Why give a subsidy to somebody, say in Castlebar today, who can tell a tenant that he or she must pay €400 extra and the total rent now to be paid is €1,500 a month?

Mr. David Hall

In my experience there is a handful of bad landlords. Despite the good name that landlords have, there is a handful of greedy landlords but there is a handful of greedy people in all walks of life and society. Strokes are being pulled left, right and centre and people will act inappropriately so a stronger mechanism is needed to deal with them.

To answer the Deputy's question, the Residential Tenancies Board canvassed a number of landlords about eviction notices or notices to quit given to tenants. The board learned that there were 5,735 such notices in the second quarter of 2023, and 63 tenants said that they were a direct result of the landlord wanting to sell up. What is proposed seeks to prevent landlords selling up. Will the initiative prevent that? I am not sure that it will. The proposal also seeks to compete with the fact that the REITs have been given a much faster, bigger and more significant phenomenal vulture tax windfall.

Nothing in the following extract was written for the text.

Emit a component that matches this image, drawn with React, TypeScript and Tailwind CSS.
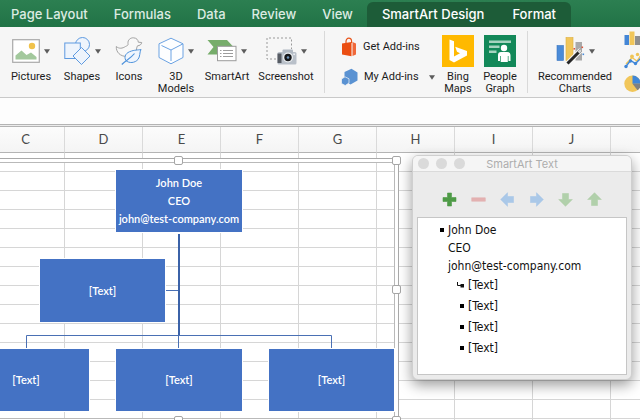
import type { ReactNode } from "react";

const tabs = ["Page Layout", "Formulas", "Data", "Review", "View"];
const contextTabs = ["SmartArt Design", "Format"];
const columns = ["C", "D", "E", "F", "G", "H", "I", "J"];
const rows = Array.from({ length: 15 }, (_, i) => i);

function Caret() {
  return (
    <svg width="6" height="5" viewBox="0 0 6 5" aria-hidden="true">
      <path d="M0 0.3H6L3 4.8Z" fill="#5c5c5c" />
    </svg>
  );
}

function PicturesIcon() {
  return (
    <svg width="28" height="24" viewBox="0 0 28 24" aria-hidden="true">
      <rect x="0.7" y="0.7" width="26.6" height="22.6" fill="#fff" stroke="#a9a9a9" strokeWidth="1.2" />
      <path d="M3.5 20.5V16.5L9.5 11.5L14.5 16L19 13.5L24.5 18V20.5Z" fill="#a3c99d" />
      <circle cx="20" cy="7" r="3.2" fill="#f0c24b" />
    </svg>
  );
}

function ShapesIcon() {
  return (
    <svg width="27" height="28" viewBox="0 0 27 28" aria-hidden="true" fill="#eef4fc" stroke="#5e9ae0" strokeWidth="1">
      <circle cx="18.5" cy="7.5" r="7" />
      <rect x="0.8" y="6" width="15.5" height="15.5" />
      <path d="M17.5 10.5L26 19L17.5 27.5L9 19Z" />
    </svg>
  );
}

function DuckLeafIcon() {
  return (
    <svg width="28" height="28" viewBox="0 0 28 28" aria-hidden="true">
      <path
        d="M1.3 9.5C4 12 7.500 11.500 10.500 9.500C12 8.700 13.500 8.500 13 6.500C12.6 3 15.3 0.7 18.3 0.8C21.6 0.9 23.2 3 23.3 5.2L26.7 5.500C26.500 7.7 24.6 8.6 22.5 8.8C21.8 10.500 21.500 11 21.500 13.500C21.5 18 17 19.500 12 19.500C5 19.500 1 15 1.3 9.5Z"
        fill="#f8f8f8"
        stroke="#a2a2a2"
        strokeWidth="1"
      />
      <path
        d="M26 12.2C25 13.2 21 12.6 16.5 14C11 15.6 8.6 19.2 10.8 23.4C14 26.6 20 26.1 23 22.4C25.3 19.5 24.4 15.6 26 12.2Z"
        fill="#eff5fd"
        stroke="#4f93dc"
        strokeWidth="1"
      />
      <path d="M6.8 27.5C10.5 23.5 15.5 21.5 19.5 16.5" fill="none" stroke="#4f93dc" strokeWidth="1.200" />
    </svg>
  );
}

function CubeIcon() {
  return (
    <svg width="26" height="28" viewBox="0 0 26 28" aria-hidden="true" fill="#fdfeff" stroke="#6ca3e3" strokeWidth="1">
      <path d="M13 1.2L25 6.8V20.5L13 26.8L1 20.5V6.8Z" />
      <path d="M3.5 8.5L13 13L25 6.8M13 13V24" fill="none" />
    </svg>
  );
}

function SmartArtIcon() {
  return (
    <svg width="30" height="24" viewBox="0 0 30 24" aria-hidden="true">
      <path d="M0.5 1H20L26.5 8L21 15.5H0.5L6.5 8Z" fill="#77ad6b" />
      <rect x="10.5" y="7.3" width="18.5" height="14.4" fill="#fff" stroke="#9c9c9c" />
      <path d="M16 11.5H26M16 14.5H26M16 17.5H26" stroke="#9c9c9c" />
      <path d="M13 11.5H14.5M13 14.5H14.5M13 17.5H14.5" stroke="#9c9c9c" />
    </svg>
  );
}

function ScreenshotIcon() {
  return (
    <svg width="31" height="28" viewBox="0 0 31 28" aria-hidden="true">
      <path d="M10 22H1V1H25.500V12" fill="none" stroke="#9a9a9a" strokeDasharray="2 2" />
      <rect x="11.500" y="15" width="19" height="12.500" rx="1.500" fill="#b9c0c9" />
      <rect x="16.500" y="12.500" width="10.500" height="4" rx="1" fill="#b0b8c2" />
      <rect x="11.500" y="16.500" width="4" height="9.500" fill="#565b63" />
      <rect x="27.300" y="16.500" width="1.600" height="1.600" fill="#eef1f5" />
      <circle cx="22" cy="20.500" r="5" fill="#eceff2" />
      <circle cx="22" cy="20.500" r="3.700" fill="#16181b" />
      <circle cx="22" cy="20.500" r="1.300" fill="#6f93b8" />
    </svg>
  );
}

function StoreIcon() {
  return (
    <svg width="16" height="20" viewBox="0 0 16 20" aria-hidden="true">
      <path d="M5 6V4.500C5 2.500 6.200 1.200 7.800 1.200S10.600 2.500 10.600 4.500V6" fill="none" stroke="#e8541a" strokeWidth="1.200" />
      <path d="M1 6.500L10.500 5V19.200L1 17.500Z" fill="#eb4e12" />
      <path d="M11.500 5L15 6.500V17.500L11.500 19Z" fill="#f0683a" />
    </svg>
  );
}

function MyAddinsIcon() {
  return (
    <svg width="17" height="18" viewBox="0 0 17 18" aria-hidden="true">
      <path d="M3.500 4L10.500 0.800L16.500 4.500V12.500L9.500 16.500L3.500 12.500Z" fill="#5a92d2" />
      <path d="M0.500 11L4 8.800L8 10.800V15L4.200 17.500L0.500 15.500Z" fill="#5a92d2" stroke="#f6f6f6" strokeWidth="0.700" />
    </svg>
  );
}

function BingIcon() {
  return (
    <svg width="32" height="32" viewBox="0 0 32 32" aria-hidden="true">
      <rect width="32" height="32" fill="#ffb900" />
      <path d="M7.500 4.500L12 6.200V21.600L18 18.200L15 16.800L13.200 11.800L25 16V20.500L12 27.500L7.500 25Z" fill="#fff" />
    </svg>
  );
}

function PeopleGraphIcon() {
  return (
    <svg width="32" height="32" viewBox="0 0 32 32" aria-hidden="true">
      <rect width="32" height="32" fill="#138859" />
      <path d="M5 6.700H27M5 11.700H15.500M5 16.700H12.500" stroke="#a6d3bf" strokeWidth="2.600" />
      <circle cx="20" cy="13" r="3.200" fill="#fff" />
      <path d="M14 26V20Q14 17 17 17H23Q26.500 17 26.500 20V26H24.500V21H23.800V27H16.700V21H16V26Z" fill="#fff" />
    </svg>
  );
}

function RecommendedIcon() {
  return (
    <svg width="29" height="28" viewBox="0 0 29 28" aria-hidden="true">
      <rect x="1" y="8.500" width="6.500" height="15" fill="#4b8bd8" stroke="#3a76c0" strokeWidth="0.600" />
      <rect x="10" y="0.500" width="7" height="23" fill="#f1c65a" stroke="#dcae3e" strokeWidth="0.600" />
      <rect x="19.500" y="5" width="6.500" height="18.500" fill="#a9a9a9" />
      <path d="M11.500 26.500L25 13" stroke="#f5f5f5" strokeWidth="5" />
      <path d="M11.500 26.500L25 13" stroke="#262626" strokeWidth="3" />
      <path d="M22.500 15.500L25 13" stroke="#d6d6d6" strokeWidth="2.600" />
      <rect x="17.500" y="11" width="1.600" height="1.600" fill="#d9553a" />
      <rect x="25.500" y="9.500" width="1.600" height="1.600" fill="#d9553a" />
      <rect x="26.500" y="16.500" width="1.600" height="1.600" fill="#4b8bd8" />
    </svg>
  );
}

function ColumnChartIcon() {
  return (
    <svg width="16" height="15" viewBox="0 0 16 15" aria-hidden="true">
      <rect x="0.500" y="4" width="4.500" height="10" fill="#4486d6" />
      <rect x="5.500" y="0.500" width="5" height="13.500" fill="#f1c65a" />
      <rect x="11" y="5" width="5" height="9" fill="#8f8f8f" />
    </svg>
  );
}

function LineChartIcon() {
  return (
    <svg width="17" height="17" viewBox="0 0 17 17" aria-hidden="true">
      <path d="M2 12L8 5.500L13 9L17 3" fill="none" stroke="#efc456" strokeWidth="1.300" />
      <path d="M1.500 15L6.500 8.500L11.500 11.500L17 6" fill="none" stroke="#3f86d8" strokeWidth="1.400" />
      <circle cx="8" cy="4.500" r="1.900" fill="#efc456" />
      <circle cx="13.500" cy="2.500" r="1.700" fill="#efc456" />
      <circle cx="2" cy="14.500" r="1.700" fill="#3f86d8" />
      <circle cx="6.500" cy="9" r="1.700" fill="#3f86d8" />
      <circle cx="11.500" cy="11.500" r="1.700" fill="#3f86d8" />
    </svg>
  );
}

function PieChartIcon() {
  return (
    <svg width="18" height="18" viewBox="0 0 18 18" aria-hidden="true">
      <circle cx="8.500" cy="8.800" r="8.200" fill="#f1c65a" />
      <path d="M8.500 8.800V0.600A8.200 8.200 0 0 1 16.700 8.800Z" fill="#3f86d8" />
      <path d="M8.500 8.800H16.700A8.200 8.200 0 0 1 13.500 15.300Z" fill="#808080" />
    </svg>
  );
}

function RibbonButton({ icon, label, menu, width }: { icon: ReactNode; label: string; menu?: boolean; width: string }) {
  return (
    <button type="button" className={`flex shrink-0 flex-col items-center ${width}`}>
      <span className="flex h-10 items-center justify-center gap-1">
        {icon}
        {menu && <Caret />}
      </span>
      <span className="leading-3 whitespace-pre-line">{label}</span>
    </button>
  );
}

function Ribbon() {
  return (
    <div className="flex h-[71px] shrink-0 overflow-hidden border-b border-[#c9c9c9] bg-[#f6f6f6] pt-1 pl-1 font-['Roboto',sans-serif] text-[11px] whitespace-nowrap text-[#1c1c1c]">
      <RibbonButton icon={<PicturesIcon />} label="Pictures" menu width="w-[54px]" />
      <RibbonButton icon={<ShapesIcon />} label="Shapes" menu width="w-12" />
      <RibbonButton icon={<DuckLeafIcon />} label="Icons" width="w-[46px]" />
      <RibbonButton icon={<CubeIcon />} label={"3D\nModels"} menu width="w-12" />
      <RibbonButton icon={<SmartArtIcon />} label="SmartArt" menu width="w-[54px]" />
      <RibbonButton icon={<ScreenshotIcon />} label="Screenshot" menu width="w-[64px]" />
      <div className="mr-4 ml-1.5 h-[62px] w-px shrink-0 bg-[#d9d9d9]" />
      <div className="flex w-[96px] shrink-0 flex-col gap-2.5 pt-1.5 leading-5">
        <button type="button" className="flex items-center gap-1.5">
          <StoreIcon />
          Get Add-ins
        </button>
        <button type="button" className="flex items-center gap-1.5">
          <MyAddinsIcon />
          <span className="mr-1">My Add-ins</span>
          <Caret />
        </button>
      </div>
      <RibbonButton icon={<BingIcon />} label={"Bing\nMaps"} width="w-[42px]" />
      <RibbonButton icon={<PeopleGraphIcon />} label={"People\nGraph"} width="w-[42px]" />
      <div className="mr-2 ml-1.5 h-[62px] w-px shrink-0 bg-[#d9d9d9]" />
      <RibbonButton icon={<RecommendedIcon />} label={"Recommended\nCharts"} menu width="w-[78px]" />
      <div className="ml-2.5 flex shrink-0 flex-col justify-between pb-1">
        <button type="button" aria-label="Column chart">
          <ColumnChartIcon />
        </button>
        <button type="button" aria-label="Line chart">
          <LineChartIcon />
        </button>
        <button type="button" aria-label="Pie chart">
          <PieChartIcon />
        </button>
      </div>
    </div>
  );
}

function Node({ className, lines }: { className: string; lines: string[] }) {
  return (
    <div
      className={`absolute flex flex-col items-center justify-center bg-[#4472c4] font-['Lato',sans-serif] text-[11px] font-semibold leading-[18px] text-white outline-1 outline-white ${className}`}
    >
      {lines.map((line) => (
        <span key={line}>{line}</span>
      ))}
    </div>
  );
}

function Handle({ className }: { className: string }) {
  return <div className={`absolute size-[9px] rounded-xs border border-[#a6a6a6] bg-white ${className}`} />;
}

function Diagram() {
  return (
    <div className="absolute top-[31px] -left-[42px] h-[265px] w-[441px] border border-[#a9a9a9]">
      <div className="absolute inset-0 border-3 border-white" />
      <div className="absolute inset-[3px] border border-[#b9b9b9]" />
      <svg className="absolute inset-0" width="439" height="263" viewBox="0 0 439 263" fill="none" aria-hidden="true">
        <path d="M220 75V177" stroke="#3b62a8" strokeWidth="2" />
        <path d="M207 131.500H219M67.500 189V176.500H372.500V189M219.500 177V189" stroke="#4a70b4" />
      </svg>
      <Node className="top-[11px] left-[157px] h-[62px] w-[126px]" lines={["John Doe", "CEO", "john@test-company.com"]} />
      <Node className="top-[100px] left-[81px] h-[63px] w-[125px]" lines={["[Text]"]} />
      <Node className="top-[190px] left-1 h-[62px] w-[126px]" lines={["[Text]"]} />
      <Node className="top-[190px] left-[157px] h-[62px] w-[126px]" lines={["[Text]"]} />
      <Node className="top-[190px] left-[310px] h-[62px] w-[125px]" lines={["[Text]"]} />
      <Handle className="-top-[3px] left-[215px]" />
      <Handle className="-top-[3px] -right-[3px]" />
      <Handle className="top-[126px] -right-[3px]" />
      <Handle className="-bottom-[3px] left-[215px]" />
      <Handle className="-right-[3px] -bottom-[3px]" />
    </div>
  );
}

function ToolButton({ label, className, path }: { label: string; className: string; path: string }) {
  return (
    <button type="button" aria-label={label} className={className}>
      <svg width="15" height="15" viewBox="0 0 15 15" aria-hidden="true">
        <path d={path} fill="currentColor" stroke="currentColor" strokeWidth="0.600" strokeLinejoin="round" />
      </svg>
    </button>
  );
}

function SmartArtText() {
  return (
    <section
      aria-label="SmartArt Text"
      className="absolute top-7 left-[412px] w-[220px] overflow-hidden rounded-md border border-[#cfcfcf] bg-[#ebebeb] pb-1 shadow-[0_5px_14px_rgba(0,0,0,0.4)]"
    >
      <header className="relative flex h-4 items-center justify-center border-b border-[#dadada] bg-[#f5f5f5]">
        <div className="absolute left-[5px] flex gap-[7px]">
          <button type="button" aria-label="Close" className="size-[11px] rounded-full bg-[#dadada]" />
          <button type="button" aria-label="Minimise" className="size-[11px] rounded-full bg-[#dadada]" />
          <button type="button" aria-label="Zoom" className="size-[11px] rounded-full bg-[#dadada]" />
        </div>
        <h2 className="text-[11px] leading-4 text-[#adadad]">SmartArt Text</h2>
      </header>
      <div className="flex h-[45px] items-center justify-center gap-3.5 pt-2.5">
        <ToolButton label="Add shape" className="text-[#4e9a46]" path="M5.500 1H9.500V5.500H14V9.500H9.500V14H5.500V9.500H1V5.500H5.500Z" />
        <ToolButton label="Remove shape" className="text-[#e3b1b1]" path="M0.700 5.800H14.300V9.200H0.700Z" />
        <ToolButton label="Promote" className="text-[#aac8e8]" path="M0.700 7.500L7.500 0.700V4.500H13.500V10.500H7.500V14.300Z" />
        <ToolButton label="Demote" className="text-[#aac8e8]" path="M14.300 7.500L7.500 0.700V4.500H1.500V10.500H7.500V14.300Z" />
        <ToolButton label="Move down" className="text-[#b1d0ab]" path="M7.500 14.300L0.700 7.500H4.500V1.500H10.500V7.500H14.300Z" />
        <ToolButton label="Move up" className="text-[#b1d0ab]" path="M7.500 0.700L0.700 7.500H4.500V13.500H10.500V7.500H14.300Z" />
      </div>
      <div
        role="textbox"
        aria-label="Outline"
        aria-multiline="true"
        contentEditable
        suppressContentEditableWarning
        spellCheck={false}
        className="mx-1 h-[158px] border border-[#c6c6c6] bg-white pt-[3px] pl-[22px] font-['DejaVu_Sans_Condensed','DejaVu_Sans',sans-serif] text-[12px] leading-[18px] text-[#111] [font-stretch:condensed]"
      >
        <ul>
          <li className="flex items-start gap-1">
            <span className="mt-[7px] size-1 bg-black" />
            <div>
              <p>John Doe</p>
              <p>CEO</p>
              <p>john@test-company.com</p>
            </div>
          </li>
          <li className="flex h-5 items-center gap-1 pl-[17px]">
            <svg width="7" height="6" viewBox="0 0 7 6" aria-hidden="true">
              <path d="M0.500 0V3.500H4" fill="none" stroke="#111" />
              <rect x="3.500" y="2" width="3.500" height="3.500" fill="#111" />
            </svg>
            [Text]
          </li>
          {["a", "b", "c"].map((id) => (
            <li key={id} className="flex h-[21px] items-center gap-1 pl-5">
              <span className="size-1 bg-black" />
              [Text]
            </li>
          ))}
        </ul>
      </div>
    </section>
  );
}

export default function App() {
  return (
    <div className="flex h-screen flex-col overflow-hidden bg-white font-['Inter',sans-serif]">
      <nav className="flex h-[27px] shrink-0 items-end overflow-hidden bg-linear-to-b from-[#2c7f51] to-[#217346] pl-[11px] text-[13px] font-medium whitespace-nowrap text-[#dcebe2]">
        <div className="flex gap-[26px]">
          {tabs.map((tab) => (
            <button key={tab} type="button" className="h-[25px] pb-0.5 leading-4">
              {tab}
            </button>
          ))}
        </div>
        <div className="ml-[14px] flex gap-7 rounded-t-md bg-[#1d5c38] px-[15px] text-white">
          {contextTabs.map((tab) => (
            <button key={tab} type="button" className="h-[25px] pb-0.5 leading-4">
              {tab}
            </button>
          ))}
        </div>
      </nav>
      <Ribbon />
      <input aria-label="Formula bar" className="h-[26px] w-full shrink-0 bg-[#fdfdfd] px-2 text-xs outline-none" />
      <div className="h-[3px] shrink-0 border-y border-[#b4b4b4] bg-[#ececec]" />
      <main className="relative min-h-0 flex-1 overflow-hidden">
        <table className="-ml-[13px] w-[calc(100%+13px)] table-fixed border-separate border-spacing-0">
          <thead>
            <tr className="h-[26px] bg-linear-to-b from-[#fcfcfc] to-[#f4f4f4] font-['Lato',sans-serif] text-[13px] text-[#4a4a4a]">
              {columns.map((name) => (
                <th key={name} scope="col" className="w-[78px] border-r border-b border-r-[#dadada] border-b-[#b4b4b4] p-0 font-normal">
                  {name}
                </th>
              ))}
              <td className="border-b border-[#b4b4b4] p-0" />
            </tr>
          </thead>
          <tbody>
            {rows.map((row) => (
              <tr key={row} className="h-[19px]">
                {columns.map((name) => (
                  <td key={name} className="border-r border-b border-[#d6d6d6] p-0" />
                ))}
                <td className="border-b border-[#d6d6d6] p-0" />
              </tr>
            ))}
          </tbody>
        </table>
        <Diagram />
        <SmartArtText />
      </main>
    </div>
  );
}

Surely that is the problem. From the beginning incentives or budget funds have been given to the real estate investment trusts but that has created an inequity and the new initiative seeks to fill the gap. Surely the solution is to take the relief away from those who commodify houses and make millions and billions of euro.

Mr. John Kennedy

I do not think one can put REITs and landlords in the same category.

No, I would not do that but one puts them in the same box by saying there is an unfairness.

Mr. John Kennedy

One is saying that it is unfair but they are exclusive. What has happened is that they got massive tax relief-----

Mr. John Kennedy

-----and that is completely unfair but that is not what we talked about.

Does Mr. Kennedy think that it was right to give them massive tax reliefs or make things tax free?

Mr. John Kennedy

In hindsight, no.

It is too much. The landlords are our clients. We are acting for the landlords. The sentiment that is coming back from them is that they have been subjugated. This was supposed to give them some sort of an olive leaf to bring them along and encourage them not to leave the market because if they do, rents are going to go even higher because there will be less supply. This was brought in to try to mitigate landlords leaving the market. As Mr. Hall said, the small subsidy per landlord is very small. As to whether people outside the rent pressure zones should get a subsidy, maybe that was missed and should have been considered. That does not mean the whole thing should be scrapped, however. I do not know in that regard. I think something drastically needed to be done for landlords in that regard.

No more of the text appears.